*What to work on*
Your task is to copy the listing exactly, with the pictures left out.

--------------------------------

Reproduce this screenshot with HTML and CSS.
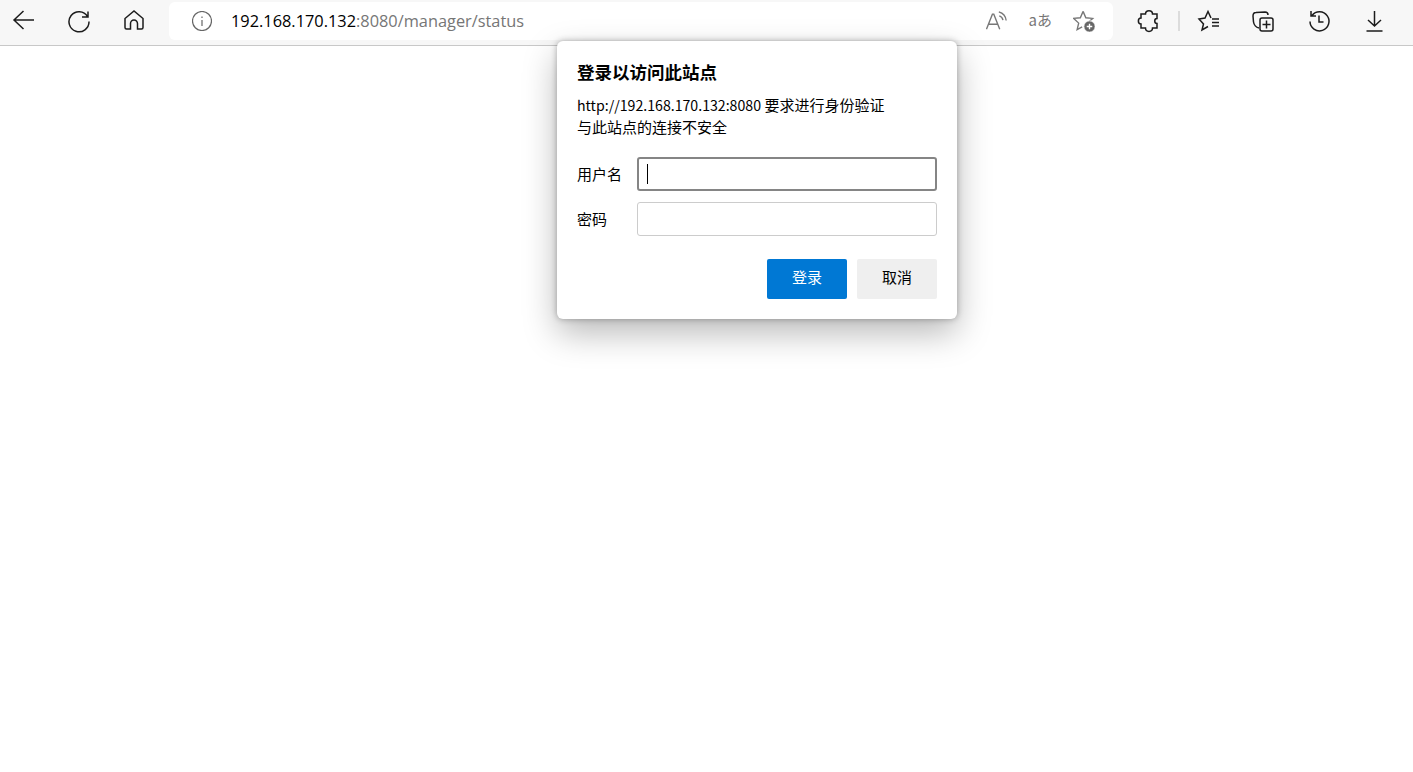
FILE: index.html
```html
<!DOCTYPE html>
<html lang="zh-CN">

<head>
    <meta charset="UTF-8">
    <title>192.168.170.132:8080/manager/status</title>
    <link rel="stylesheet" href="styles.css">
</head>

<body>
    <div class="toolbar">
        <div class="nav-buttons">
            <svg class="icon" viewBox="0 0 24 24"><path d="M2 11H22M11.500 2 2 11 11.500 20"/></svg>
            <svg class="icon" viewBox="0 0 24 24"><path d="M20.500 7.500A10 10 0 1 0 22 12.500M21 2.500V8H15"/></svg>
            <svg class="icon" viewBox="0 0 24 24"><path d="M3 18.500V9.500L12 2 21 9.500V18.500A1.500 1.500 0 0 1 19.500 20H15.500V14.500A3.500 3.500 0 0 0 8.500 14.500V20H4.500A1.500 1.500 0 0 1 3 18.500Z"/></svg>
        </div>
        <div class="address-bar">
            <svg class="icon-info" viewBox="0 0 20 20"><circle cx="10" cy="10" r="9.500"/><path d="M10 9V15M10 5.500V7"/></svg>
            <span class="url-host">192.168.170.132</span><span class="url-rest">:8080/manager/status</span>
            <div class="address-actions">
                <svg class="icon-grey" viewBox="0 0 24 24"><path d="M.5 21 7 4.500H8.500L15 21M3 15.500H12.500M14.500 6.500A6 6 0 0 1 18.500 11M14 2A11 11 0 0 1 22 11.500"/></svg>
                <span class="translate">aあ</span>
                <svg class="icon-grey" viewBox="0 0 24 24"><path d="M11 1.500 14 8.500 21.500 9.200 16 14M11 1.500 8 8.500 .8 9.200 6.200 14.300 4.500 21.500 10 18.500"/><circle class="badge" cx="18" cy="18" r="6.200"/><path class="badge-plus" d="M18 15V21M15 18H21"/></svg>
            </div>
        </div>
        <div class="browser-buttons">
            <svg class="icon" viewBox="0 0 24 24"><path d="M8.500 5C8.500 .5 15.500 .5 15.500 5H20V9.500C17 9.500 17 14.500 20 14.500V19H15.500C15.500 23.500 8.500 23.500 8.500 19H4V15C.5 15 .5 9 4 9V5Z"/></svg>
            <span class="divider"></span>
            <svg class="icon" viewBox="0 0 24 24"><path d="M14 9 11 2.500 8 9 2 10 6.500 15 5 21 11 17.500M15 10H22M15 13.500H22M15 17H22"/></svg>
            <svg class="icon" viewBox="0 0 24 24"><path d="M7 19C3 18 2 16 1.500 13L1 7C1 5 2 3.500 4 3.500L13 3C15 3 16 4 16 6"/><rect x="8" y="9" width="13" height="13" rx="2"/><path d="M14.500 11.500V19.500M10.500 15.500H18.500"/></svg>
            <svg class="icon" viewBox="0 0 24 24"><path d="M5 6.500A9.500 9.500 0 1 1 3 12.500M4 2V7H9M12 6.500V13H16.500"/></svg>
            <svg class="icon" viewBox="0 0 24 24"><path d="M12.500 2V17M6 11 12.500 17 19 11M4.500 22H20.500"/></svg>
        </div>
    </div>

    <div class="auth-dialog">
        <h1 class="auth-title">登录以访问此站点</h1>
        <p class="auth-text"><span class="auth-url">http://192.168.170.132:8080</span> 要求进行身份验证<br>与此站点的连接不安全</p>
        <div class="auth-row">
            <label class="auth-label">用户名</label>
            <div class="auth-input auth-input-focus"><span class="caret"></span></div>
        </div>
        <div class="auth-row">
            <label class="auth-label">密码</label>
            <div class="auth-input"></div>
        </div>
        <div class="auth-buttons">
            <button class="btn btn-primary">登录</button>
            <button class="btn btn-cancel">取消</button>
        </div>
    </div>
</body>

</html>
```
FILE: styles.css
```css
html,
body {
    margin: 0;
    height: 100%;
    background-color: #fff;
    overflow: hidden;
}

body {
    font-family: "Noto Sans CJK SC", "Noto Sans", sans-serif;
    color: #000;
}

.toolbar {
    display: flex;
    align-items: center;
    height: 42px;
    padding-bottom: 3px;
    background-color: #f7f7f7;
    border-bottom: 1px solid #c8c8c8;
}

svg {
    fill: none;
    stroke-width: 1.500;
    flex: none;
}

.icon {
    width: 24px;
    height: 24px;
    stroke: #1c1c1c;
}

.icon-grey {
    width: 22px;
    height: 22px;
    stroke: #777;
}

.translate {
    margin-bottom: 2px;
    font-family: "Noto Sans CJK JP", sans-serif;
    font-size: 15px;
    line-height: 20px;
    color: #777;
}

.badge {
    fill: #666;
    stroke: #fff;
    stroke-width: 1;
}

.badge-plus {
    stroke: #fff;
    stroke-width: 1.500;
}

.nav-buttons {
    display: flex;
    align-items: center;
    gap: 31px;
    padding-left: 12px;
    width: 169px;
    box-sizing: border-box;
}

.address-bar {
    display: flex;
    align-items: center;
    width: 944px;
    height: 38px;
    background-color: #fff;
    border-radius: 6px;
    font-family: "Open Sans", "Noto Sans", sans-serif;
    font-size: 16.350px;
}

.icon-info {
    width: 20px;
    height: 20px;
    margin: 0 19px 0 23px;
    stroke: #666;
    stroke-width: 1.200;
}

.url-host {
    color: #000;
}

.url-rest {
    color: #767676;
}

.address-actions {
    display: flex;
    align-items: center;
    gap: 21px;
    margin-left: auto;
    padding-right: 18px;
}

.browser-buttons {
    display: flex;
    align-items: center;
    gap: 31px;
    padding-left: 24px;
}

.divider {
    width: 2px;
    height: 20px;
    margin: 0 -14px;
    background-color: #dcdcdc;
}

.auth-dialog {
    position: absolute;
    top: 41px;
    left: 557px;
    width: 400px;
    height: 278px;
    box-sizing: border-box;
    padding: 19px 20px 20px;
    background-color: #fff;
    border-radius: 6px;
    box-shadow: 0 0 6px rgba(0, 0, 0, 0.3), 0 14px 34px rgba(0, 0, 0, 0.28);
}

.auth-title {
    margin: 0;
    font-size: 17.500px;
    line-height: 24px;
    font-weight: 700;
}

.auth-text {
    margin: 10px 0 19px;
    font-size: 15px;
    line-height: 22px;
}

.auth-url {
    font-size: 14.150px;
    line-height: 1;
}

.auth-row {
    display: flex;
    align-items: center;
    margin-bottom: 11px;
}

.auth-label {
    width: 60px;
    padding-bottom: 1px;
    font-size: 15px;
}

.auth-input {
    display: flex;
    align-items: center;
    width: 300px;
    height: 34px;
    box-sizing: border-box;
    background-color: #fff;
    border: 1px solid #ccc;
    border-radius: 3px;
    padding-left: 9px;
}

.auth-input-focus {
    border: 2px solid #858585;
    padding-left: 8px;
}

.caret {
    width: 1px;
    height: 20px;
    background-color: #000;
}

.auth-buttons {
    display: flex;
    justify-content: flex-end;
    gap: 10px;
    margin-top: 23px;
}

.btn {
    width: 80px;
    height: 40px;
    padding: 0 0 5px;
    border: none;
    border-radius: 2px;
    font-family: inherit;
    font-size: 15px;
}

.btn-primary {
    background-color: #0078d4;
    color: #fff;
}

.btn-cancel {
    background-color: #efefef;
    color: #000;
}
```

--------------------------------

*Solution to the problem*
Reproduce this screenshot with HTML and CSS.
FILE: index.html
```html
<!DOCTYPE html>
<html lang="zh-CN">

<head>
    <meta charset="UTF-8">
    <title>192.168.170.132:8080/manager/status</title>
    <link rel="stylesheet" href="styles.css">
</head>

<body>
    <div class="toolbar">
        <div class="nav-buttons">
            <svg class="icon" viewBox="0 0 24 24"><path d="M2 11H22M11.500 2 2 11 11.500 20"/></svg>
            <svg class="icon" viewBox="0 0 24 24"><path d="M20.500 7.500A10 10 0 1 0 22 12.500M21 2.500V8H15"/></svg>
            <svg class="icon" viewBox="0 0 24 24"><path d="M3 18.500V9.500L12 2 21 9.500V18.500A1.500 1.500 0 0 1 19.500 20H15.500V14.500A3.500 3.500 0 0 0 8.500 14.500V20H4.500A1.500 1.500 0 0 1 3 18.500Z"/></svg>
        </div>
        <div class="address-bar">
            <svg class="icon-info" viewBox="0 0 20 20"><circle cx="10" cy="10" r="9.500"/><path d="M10 9V15M10 5.500V7"/></svg>
            <span class="url-host">192.168.170.132</span><span class="url-rest">:8080/manager/status</span>
            <div class="address-actions">
                <svg class="icon-grey" viewBox="0 0 24 24"><path d="M.5 21 7 4.500H8.500L15 21M3 15.500H12.500M14.500 6.500A6 6 0 0 1 18.500 11M14 2A11 11 0 0 1 22 11.500"/></svg>
                <span class="translate">aあ</span>
                <svg class="icon-grey" viewBox="0 0 24 24"><path d="M11 1.500 14 8.500 21.500 9.200 16 14M11 1.500 8 8.500 .8 9.200 6.200 14.300 4.500 21.500 10 18.500"/><circle class="badge" cx="18" cy="18" r="6.200"/><path class="badge-plus" d="M18 15V21M15 18H21"/></svg>
            </div>
        </div>
        <div class="browser-buttons">
            <svg class="icon" viewBox="0 0 24 24"><path d="M8.500 5C8.500 .5 15.500 .5 15.500 5H20V9.500C17 9.500 17 14.500 20 14.500V19H15.500C15.500 23.500 8.500 23.500 8.500 19H4V15C.5 15 .5 9 4 9V5Z"/></svg>
            <span class="divider"></span>
            <svg class="icon" viewBox="0 0 24 24"><path d="M14 9 11 2.500 8 9 2 10 6.500 15 5 21 11 17.500M15 10H22M15 13.500H22M15 17H22"/></svg>
            <svg class="icon" viewBox="0 0 24 24"><path d="M7 19C3 18 2 16 1.500 13L1 7C1 5 2 3.500 4 3.500L13 3C15 3 16 4 16 6"/><rect x="8" y="9" width="13" height="13" rx="2"/><path d="M14.500 11.500V19.500M10.500 15.500H18.500"/></svg>
            <svg class="icon" viewBox="0 0 24 24"><path d="M5 6.500A9.500 9.500 0 1 1 3 12.500M4 2V7H9M12 6.500V13H16.500"/></svg>
            <svg class="icon" viewBox="0 0 24 24"><path d="M12.500 2V17M6 11 12.500 17 19 11M4.500 22H20.500"/></svg>
        </div>
    </div>

    <div class="auth-dialog">
        <h1 class="auth-title">登录以访问此站点</h1>
        <p class="auth-text"><span class="auth-url">http://192.168.170.132:8080</span> 要求进行身份验证<br>与此站点的连接不安全</p>
        <div class="auth-row">
            <label class="auth-label">用户名</label>
            <div class="auth-input auth-input-focus"><span class="caret"></span></div>
        </div>
        <div class="auth-row">
            <label class="auth-label">密码</label>
            <div class="auth-input"></div>
        </div>
        <div class="auth-buttons">
            <button class="btn btn-primary">登录</button>
            <button class="btn btn-cancel">取消</button>
        </div>
    </div>
</body>

</html>
```
FILE: styles.css
```css
html,
body {
    margin: 0;
    height: 100%;
    background-color: #fff;
    overflow: hidden;
}

body {
    font-family: "Noto Sans CJK SC", "Noto Sans", sans-serif;
    color: #000;
}

.toolbar {
    display: flex;
    align-items: center;
    height: 42px;
    padding-bottom: 3px;
    background-color: #f7f7f7;
    border-bottom: 1px solid #c8c8c8;
}

svg {
    fill: none;
    stroke-width: 1.500;
    flex: none;
}

.icon {
    width: 24px;
    height: 24px;
    stroke: #1c1c1c;
}

.icon-grey {
    width: 22px;
    height: 22px;
    stroke: #777;
}

.translate {
    margin-bottom: 2px;
    font-family: "Noto Sans CJK JP", sans-serif;
    font-size: 15px;
    line-height: 20px;
    color: #777;
}

.badge {
    fill: #666;
    stroke: #fff;
    stroke-width: 1;
}

.badge-plus {
    stroke: #fff;
    stroke-width: 1.500;
}

.nav-buttons {
    display: flex;
    align-items: center;
    gap: 31px;
    padding-left: 12px;
    width: 169px;
    box-sizing: border-box;
}

.address-bar {
    display: flex;
    align-items: center;
    width: 944px;
    height: 38px;
    background-color: #fff;
    border-radius: 6px;
    font-family: "Open Sans", "Noto Sans", sans-serif;
    font-size: 16.350px;
}

.icon-info {
    width: 20px;
    height: 20px;
    margin: 0 19px 0 23px;
    stroke: #666;
    stroke-width: 1.200;
}

.url-host {
    color: #000;
}

.url-rest {
    color: #767676;
}

.address-actions {
    display: flex;
    align-items: center;
    gap: 21px;
    margin-left: auto;
    padding-right: 18px;
}

.browser-buttons {
    display: flex;
    align-items: center;
    gap: 31px;
    padding-left: 24px;
}

.divider {
    width: 2px;
    height: 20px;
    margin: 0 -14px;
    background-color: #dcdcdc;
}

.auth-dialog {
    position: absolute;
    top: 41px;
    left: 557px;
    width: 400px;
    height: 278px;
    box-sizing: border-box;
    padding: 19px 20px 20px;
    background-color: #fff;
    border-radius: 6px;
    box-shadow: 0 0 6px rgba(0, 0, 0, 0.3), 0 14px 34px rgba(0, 0, 0, 0.28);
}

.auth-title {
    margin: 0;
    font-size: 17.500px;
    line-height: 24px;
    font-weight: 700;
}

.auth-text {
    margin: 10px 0 19px;
    font-size: 15px;
    line-height: 22px;
}

.auth-url {
    font-size: 14.150px;
    line-height: 1;
}

.auth-row {
    display: flex;
    align-items: center;
    margin-bottom: 11px;
}

.auth-label {
    width: 60px;
    padding-bottom: 1px;
    font-size: 15px;
}

.auth-input {
    display: flex;
    align-items: center;
    width: 300px;
    height: 34px;
    box-sizing: border-box;
    background-color: #fff;
    border: 1px solid #ccc;
    border-radius: 3px;
    padding-left: 9px;
}

.auth-input-focus {
    border: 2px solid #858585;
    padding-left: 8px;
}

.caret {
    width: 1px;
    height: 20px;
    background-color: #000;
}

.auth-buttons {
    display: flex;
    justify-content: flex-end;
    gap: 10px;
    margin-top: 23px;
}

.btn {
    width: 80px;
    height: 40px;
    padding: 0 0 5px;
    border: none;
    border-radius: 2px;
    font-family: inherit;
    font-size: 15px;
}

.btn-primary {
    background-color: #0078d4;
    color: #fff;
}

.btn-cancel {
    background-color: #efefef;
    color: #000;
}
```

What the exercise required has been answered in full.